+++ Recorded information
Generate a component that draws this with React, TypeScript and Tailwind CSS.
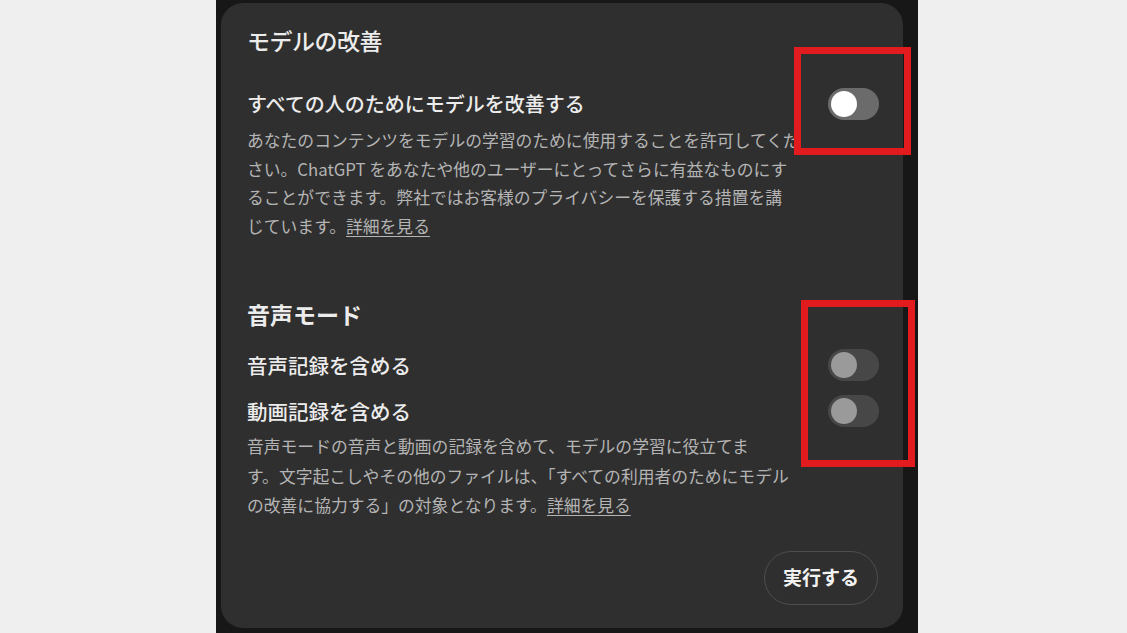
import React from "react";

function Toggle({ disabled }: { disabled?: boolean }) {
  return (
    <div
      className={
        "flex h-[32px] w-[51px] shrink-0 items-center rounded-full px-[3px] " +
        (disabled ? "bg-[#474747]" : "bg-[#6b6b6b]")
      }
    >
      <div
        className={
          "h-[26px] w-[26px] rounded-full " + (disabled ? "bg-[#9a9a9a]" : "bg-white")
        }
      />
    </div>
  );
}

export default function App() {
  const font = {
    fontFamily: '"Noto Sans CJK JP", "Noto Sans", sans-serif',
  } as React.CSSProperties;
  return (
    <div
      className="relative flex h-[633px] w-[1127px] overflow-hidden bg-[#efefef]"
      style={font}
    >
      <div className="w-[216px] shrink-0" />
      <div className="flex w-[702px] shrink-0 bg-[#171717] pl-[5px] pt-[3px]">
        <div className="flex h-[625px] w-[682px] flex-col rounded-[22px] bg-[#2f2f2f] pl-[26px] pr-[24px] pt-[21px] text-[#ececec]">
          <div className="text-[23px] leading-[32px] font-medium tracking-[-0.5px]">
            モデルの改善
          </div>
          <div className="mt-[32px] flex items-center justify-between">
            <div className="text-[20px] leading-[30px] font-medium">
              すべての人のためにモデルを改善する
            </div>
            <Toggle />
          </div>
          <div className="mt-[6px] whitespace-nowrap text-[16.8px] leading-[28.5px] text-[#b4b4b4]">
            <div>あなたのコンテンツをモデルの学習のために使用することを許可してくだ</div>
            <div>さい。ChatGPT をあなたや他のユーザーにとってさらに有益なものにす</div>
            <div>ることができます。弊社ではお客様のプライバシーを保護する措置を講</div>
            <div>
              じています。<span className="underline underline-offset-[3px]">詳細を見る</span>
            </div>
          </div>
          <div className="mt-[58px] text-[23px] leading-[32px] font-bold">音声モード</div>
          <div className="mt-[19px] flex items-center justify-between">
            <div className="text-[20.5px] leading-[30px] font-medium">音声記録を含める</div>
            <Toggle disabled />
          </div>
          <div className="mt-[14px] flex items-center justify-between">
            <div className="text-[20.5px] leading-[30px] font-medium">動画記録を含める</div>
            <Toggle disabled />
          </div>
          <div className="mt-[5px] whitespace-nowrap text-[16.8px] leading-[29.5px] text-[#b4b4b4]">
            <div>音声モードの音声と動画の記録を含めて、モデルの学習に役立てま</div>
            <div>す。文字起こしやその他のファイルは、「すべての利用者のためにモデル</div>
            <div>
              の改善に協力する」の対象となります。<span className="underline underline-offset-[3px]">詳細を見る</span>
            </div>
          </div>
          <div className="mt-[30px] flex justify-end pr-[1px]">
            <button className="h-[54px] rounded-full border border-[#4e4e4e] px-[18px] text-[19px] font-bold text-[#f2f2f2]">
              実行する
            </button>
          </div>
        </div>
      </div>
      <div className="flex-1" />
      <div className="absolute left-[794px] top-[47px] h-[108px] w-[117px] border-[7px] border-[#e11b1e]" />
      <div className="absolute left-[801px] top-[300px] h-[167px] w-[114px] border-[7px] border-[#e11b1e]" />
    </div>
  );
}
++++++
What needs to be done: Each line of the material that holds the string "React" counts once; give the total alone.

Task output: 3